(EXERCISE DIRECTIONS): Whenever a line contains the string "this", copy it out of the entries.

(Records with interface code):
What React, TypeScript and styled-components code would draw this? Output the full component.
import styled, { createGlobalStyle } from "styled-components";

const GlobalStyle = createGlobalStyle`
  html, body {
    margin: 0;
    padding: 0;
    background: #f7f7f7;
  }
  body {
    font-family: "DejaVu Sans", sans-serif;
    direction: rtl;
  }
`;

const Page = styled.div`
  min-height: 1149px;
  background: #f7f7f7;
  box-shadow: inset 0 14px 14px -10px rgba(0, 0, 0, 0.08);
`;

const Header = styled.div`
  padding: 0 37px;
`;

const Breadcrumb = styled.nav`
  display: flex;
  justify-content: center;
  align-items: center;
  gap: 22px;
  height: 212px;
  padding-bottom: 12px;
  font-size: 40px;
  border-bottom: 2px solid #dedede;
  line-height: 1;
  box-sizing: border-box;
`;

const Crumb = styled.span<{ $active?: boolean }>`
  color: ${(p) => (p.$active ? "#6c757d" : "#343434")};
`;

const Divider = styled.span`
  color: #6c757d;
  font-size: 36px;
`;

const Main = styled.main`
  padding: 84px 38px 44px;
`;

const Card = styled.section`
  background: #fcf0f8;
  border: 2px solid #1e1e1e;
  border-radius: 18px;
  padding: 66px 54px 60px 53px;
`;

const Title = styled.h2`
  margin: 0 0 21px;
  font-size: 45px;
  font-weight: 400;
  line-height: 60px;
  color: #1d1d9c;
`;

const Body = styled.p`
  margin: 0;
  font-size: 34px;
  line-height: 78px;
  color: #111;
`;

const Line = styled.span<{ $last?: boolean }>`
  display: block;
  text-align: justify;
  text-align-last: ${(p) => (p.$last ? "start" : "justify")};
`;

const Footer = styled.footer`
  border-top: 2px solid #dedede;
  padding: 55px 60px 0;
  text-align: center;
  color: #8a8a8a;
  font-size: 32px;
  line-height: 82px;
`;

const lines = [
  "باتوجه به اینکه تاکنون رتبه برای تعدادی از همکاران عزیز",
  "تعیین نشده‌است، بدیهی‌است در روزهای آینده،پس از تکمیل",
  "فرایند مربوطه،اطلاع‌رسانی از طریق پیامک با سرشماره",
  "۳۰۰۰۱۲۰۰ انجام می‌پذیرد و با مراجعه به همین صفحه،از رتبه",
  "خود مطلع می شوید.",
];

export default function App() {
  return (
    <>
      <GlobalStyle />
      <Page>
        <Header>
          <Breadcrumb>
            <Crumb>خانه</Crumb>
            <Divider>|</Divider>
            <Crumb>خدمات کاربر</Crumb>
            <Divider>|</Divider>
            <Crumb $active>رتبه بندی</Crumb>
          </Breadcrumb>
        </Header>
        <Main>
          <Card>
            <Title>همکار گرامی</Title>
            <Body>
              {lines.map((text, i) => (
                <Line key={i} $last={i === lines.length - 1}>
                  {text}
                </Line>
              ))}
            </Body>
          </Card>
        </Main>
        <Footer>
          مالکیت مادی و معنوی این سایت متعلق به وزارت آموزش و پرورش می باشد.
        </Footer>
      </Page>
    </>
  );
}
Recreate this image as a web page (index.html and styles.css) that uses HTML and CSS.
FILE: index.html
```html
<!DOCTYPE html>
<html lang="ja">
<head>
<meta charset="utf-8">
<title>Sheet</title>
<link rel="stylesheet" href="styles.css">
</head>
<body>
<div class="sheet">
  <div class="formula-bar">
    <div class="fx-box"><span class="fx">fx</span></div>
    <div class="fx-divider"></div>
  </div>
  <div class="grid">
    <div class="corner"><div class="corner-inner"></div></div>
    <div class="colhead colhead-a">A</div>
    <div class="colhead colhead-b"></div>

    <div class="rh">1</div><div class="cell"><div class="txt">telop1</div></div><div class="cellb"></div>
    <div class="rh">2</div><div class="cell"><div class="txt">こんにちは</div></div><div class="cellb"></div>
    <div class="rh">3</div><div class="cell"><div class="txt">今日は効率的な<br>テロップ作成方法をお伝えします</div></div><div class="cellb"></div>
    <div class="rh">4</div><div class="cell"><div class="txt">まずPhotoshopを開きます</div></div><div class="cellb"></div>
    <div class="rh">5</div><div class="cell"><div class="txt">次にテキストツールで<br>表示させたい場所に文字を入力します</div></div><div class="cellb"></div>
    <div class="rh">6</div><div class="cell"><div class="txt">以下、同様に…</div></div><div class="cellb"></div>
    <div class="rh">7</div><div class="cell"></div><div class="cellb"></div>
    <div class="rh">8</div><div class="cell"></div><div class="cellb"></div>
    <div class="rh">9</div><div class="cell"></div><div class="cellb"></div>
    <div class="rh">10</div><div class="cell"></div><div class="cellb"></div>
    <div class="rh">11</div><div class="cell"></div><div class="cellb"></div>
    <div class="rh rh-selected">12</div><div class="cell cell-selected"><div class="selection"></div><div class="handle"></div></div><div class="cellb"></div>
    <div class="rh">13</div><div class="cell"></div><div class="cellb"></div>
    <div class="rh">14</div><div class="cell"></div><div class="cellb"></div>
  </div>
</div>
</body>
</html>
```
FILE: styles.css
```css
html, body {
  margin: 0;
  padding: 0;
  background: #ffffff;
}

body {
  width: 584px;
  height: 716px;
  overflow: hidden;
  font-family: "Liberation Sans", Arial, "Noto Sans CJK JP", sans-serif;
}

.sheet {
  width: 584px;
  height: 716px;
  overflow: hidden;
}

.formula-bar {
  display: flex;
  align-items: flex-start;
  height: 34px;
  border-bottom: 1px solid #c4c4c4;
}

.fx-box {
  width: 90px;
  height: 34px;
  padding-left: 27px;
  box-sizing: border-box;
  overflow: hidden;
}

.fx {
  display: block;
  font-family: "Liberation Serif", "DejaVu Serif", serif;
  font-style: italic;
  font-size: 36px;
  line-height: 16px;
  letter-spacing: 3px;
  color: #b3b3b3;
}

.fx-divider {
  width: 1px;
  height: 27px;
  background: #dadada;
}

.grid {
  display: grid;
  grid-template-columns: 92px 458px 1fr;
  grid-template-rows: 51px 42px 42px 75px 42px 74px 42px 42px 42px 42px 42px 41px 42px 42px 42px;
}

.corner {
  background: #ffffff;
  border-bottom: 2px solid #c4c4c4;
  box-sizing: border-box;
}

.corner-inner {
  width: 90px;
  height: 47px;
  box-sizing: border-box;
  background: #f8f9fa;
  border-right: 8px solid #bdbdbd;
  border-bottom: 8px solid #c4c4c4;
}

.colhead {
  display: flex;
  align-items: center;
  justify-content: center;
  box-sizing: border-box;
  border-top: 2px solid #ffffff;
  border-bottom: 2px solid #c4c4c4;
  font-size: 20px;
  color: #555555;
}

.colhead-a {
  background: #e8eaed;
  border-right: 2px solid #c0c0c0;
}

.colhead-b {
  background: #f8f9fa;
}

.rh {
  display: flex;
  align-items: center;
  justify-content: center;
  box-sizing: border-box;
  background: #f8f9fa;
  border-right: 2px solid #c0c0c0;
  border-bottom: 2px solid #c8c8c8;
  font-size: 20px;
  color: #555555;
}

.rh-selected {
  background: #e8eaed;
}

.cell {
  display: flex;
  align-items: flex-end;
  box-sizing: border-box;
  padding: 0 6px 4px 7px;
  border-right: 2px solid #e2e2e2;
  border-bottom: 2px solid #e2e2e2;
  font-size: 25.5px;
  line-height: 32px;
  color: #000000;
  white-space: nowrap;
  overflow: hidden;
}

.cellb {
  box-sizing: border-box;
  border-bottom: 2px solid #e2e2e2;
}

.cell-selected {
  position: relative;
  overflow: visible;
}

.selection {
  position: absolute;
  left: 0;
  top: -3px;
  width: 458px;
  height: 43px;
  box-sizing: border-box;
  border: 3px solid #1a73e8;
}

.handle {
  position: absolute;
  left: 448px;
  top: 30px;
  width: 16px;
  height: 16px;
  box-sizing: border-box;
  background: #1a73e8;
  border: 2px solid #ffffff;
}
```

(RESULT):
What React, TypeScript and styled-components code would draw this? Output the full component.
Recreate this image as a web page (index.html and styles.css) that uses HTML and CSS.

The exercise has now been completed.